Cocteau's stunning visuals—perfectly complemented by Georges Auric's achingly beautiful score—tell the story with such heart and magic, that the dialogue becomes secondary. I once watched the film with my then-4-year-old niece, who neither spoke French nor could read subtitles, and she was completely captivated, imposing her own interpretations on the proceedings that followed the story pretty closely.
While Belle's life is part of the drab "real world," the Beast's castle is both magical and foreboding. The sequence in which Belle arrives is one of the most hauntingly beautiful in film history. She enters in slow motion, like a dream, disembodied arms protruding from the wall, holding torches to light her way. She glides through the castle, past billowing curtains and statues that silently turn their heads to look at her; she encounters a door that gently guides her and a magic mirror. Unlike the Disney update, this is not a bright, welcoming place of singing teapots and candlesticks; it's grim and frightening, and Belle knows she is there as a prisoner. Cocteau creates this vision without benefit of modern CGI, relying on such tricks as moving Belle through a hallway on a platform, to give the illusion of floating, or running the film backwards.
Criterion first issued this film on DVD in 1998. In 2003, they reissued it, significantly upgrading the image and adding a wealth of supplements. For this Blu-ray, they've improved on their early improvements. Blacks are deeper, the contrast is stronger, subtitles are easier to read, and there's a fine film grade. There is still some print damage, of course, and the image is overall soft, but nothing unexpected for a film over 60 years old. Audio, which like the image was excellent in the earlier release, is similarly upgraded here, a remarkably clean and clear track.
The supplemental package on this Blu-ray is excellent, but with the exception of some of the essays in the ever-present Criterion booklet, they're all ported from the 2003 DVD.
• Two Commentaries, one from film historian Arthur Knight, the other from writer Sir Christopher Frayling;
• An Opera by Phillip Glass; this is really a great addition, an audio option to watch the film with Glass's opera as the soundtrack (in Dolby Surround);
• Screening at the Majestic, a 1995 retrospective documentary on the making of the film, featuring interviews with Jean Marais and a number of the other surviving actors and crew members;
• Interview with Henri Alekan, the film's director of photography; this was also from 1995;
• Secrets Prefessionnels: Tête-à-Tête, a French television program from 1964 featuring makeup artist Hagop Arakelian.
There's also a Restoration Demo from 1995, trailers, a stills gallery, and a booklet of essays.

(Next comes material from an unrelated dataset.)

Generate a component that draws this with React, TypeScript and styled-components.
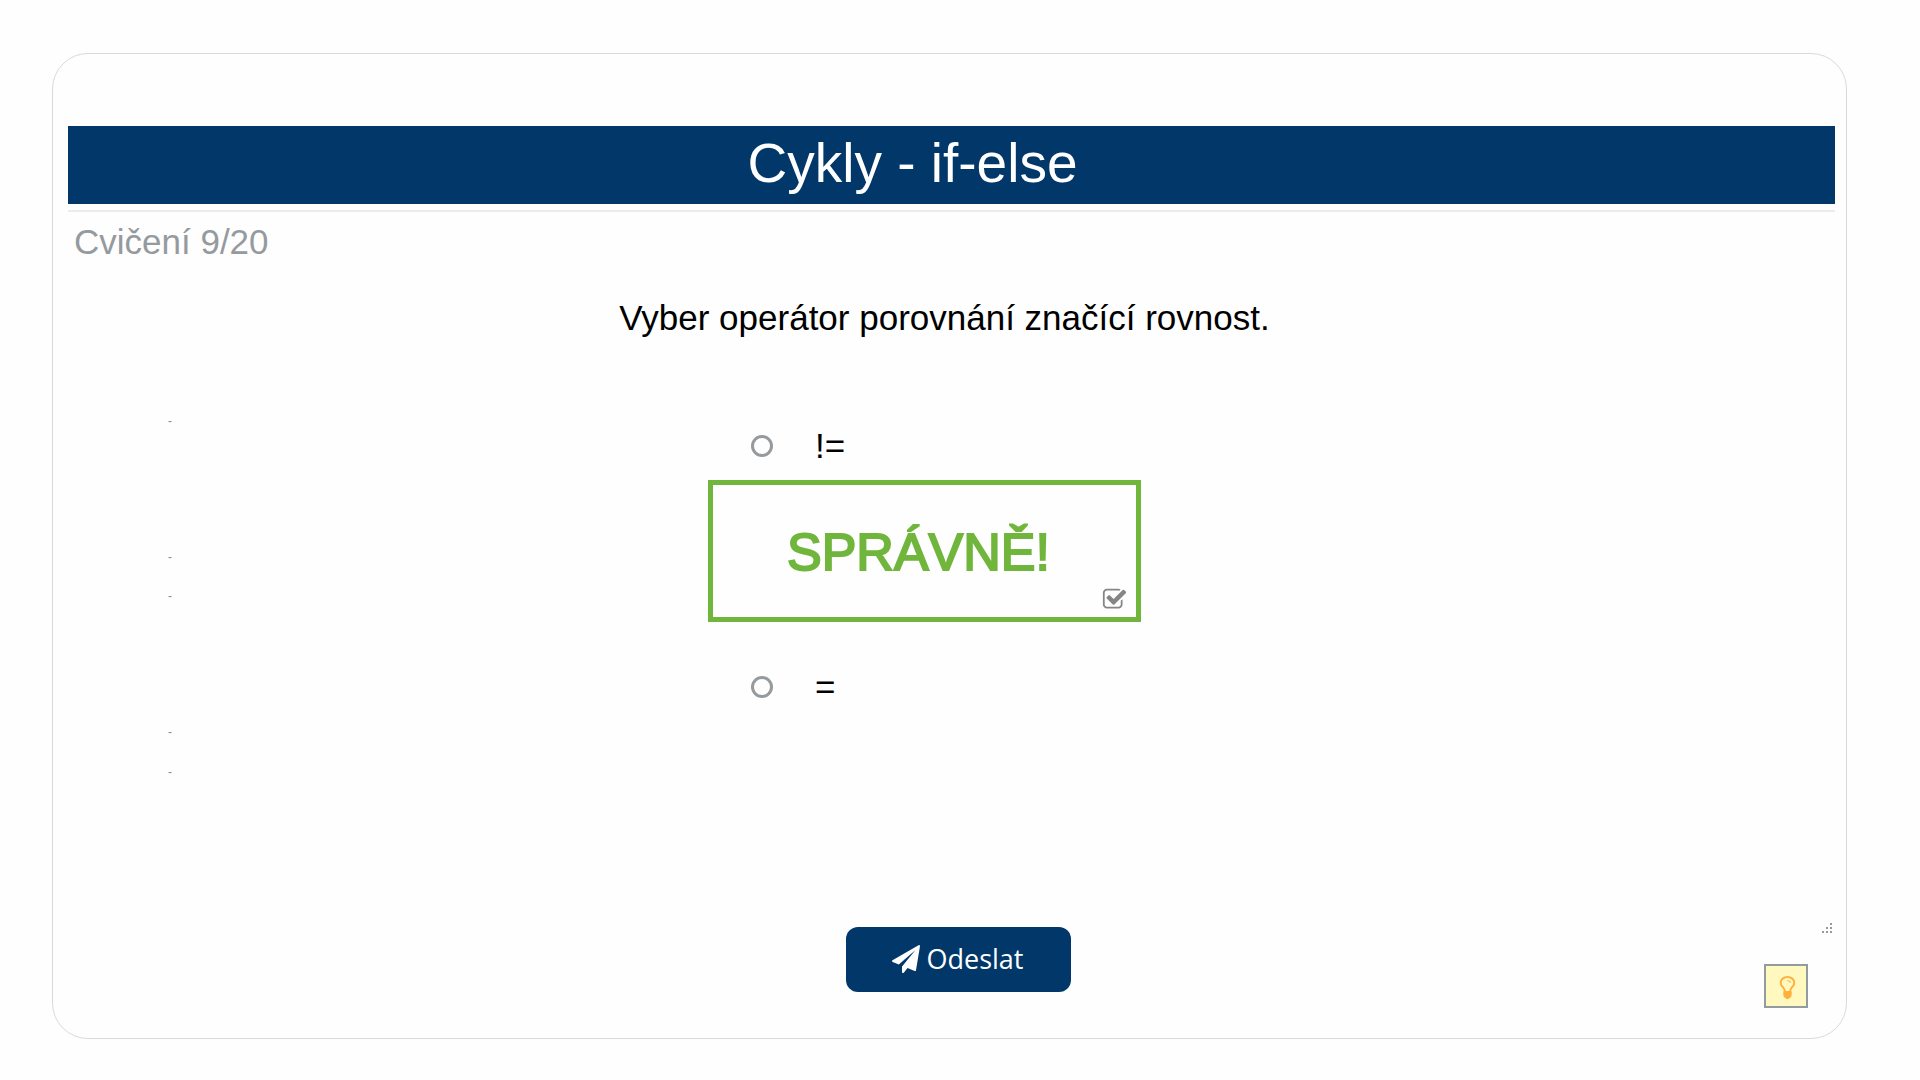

The 2003 DVD included a booklet with a reprint of the original story by Mme. Leprince de Beaumont illustrated with stills from the film. For the Blu-ray, Mme. Leprince's story is nowhere to be found, which is kind of a pity. The Blu ray booklet includes an essay by Cocteau and an excerpt from a book by Cocteau biographer Francis Steegmuller, both of which were in the 2002 booklet, as well as two new essays, one by Geoffrey O'Brien, and the other by Phillip Glass, on his opera. This last had been an on-screen text introduction to the opera in the earlier edition.
The Rebuttal Witnesses
It's a great film and an outstanding presentation, but while it's improved over the earlier release, I don't know that it's such a drastic improvement to warrant an upgrade if you own the 2003 DVD. I actually watched the DVD and the Blu-ray side by side, and while the Blu-ray image was certainly richer and more detailed, I can't say that the DVD was especially weak. If Criterion had added some new supplements, this would have been an easy recommend for an upgrade, but as it is, while it's a strong presentation, I can't give an unqualified recommendation for a double dip, though if you don't own the 2003 DVD, this Blu ray is a must-have.
Haunting, timeless, and deeply moving, if you haven't seen Cocteau's Beauty and the Beast, you owe it to yourself to check out this masterpiece. This is an exquisite rendering of a fable for both adults and children. Criterion, as always, has done an exceptional job.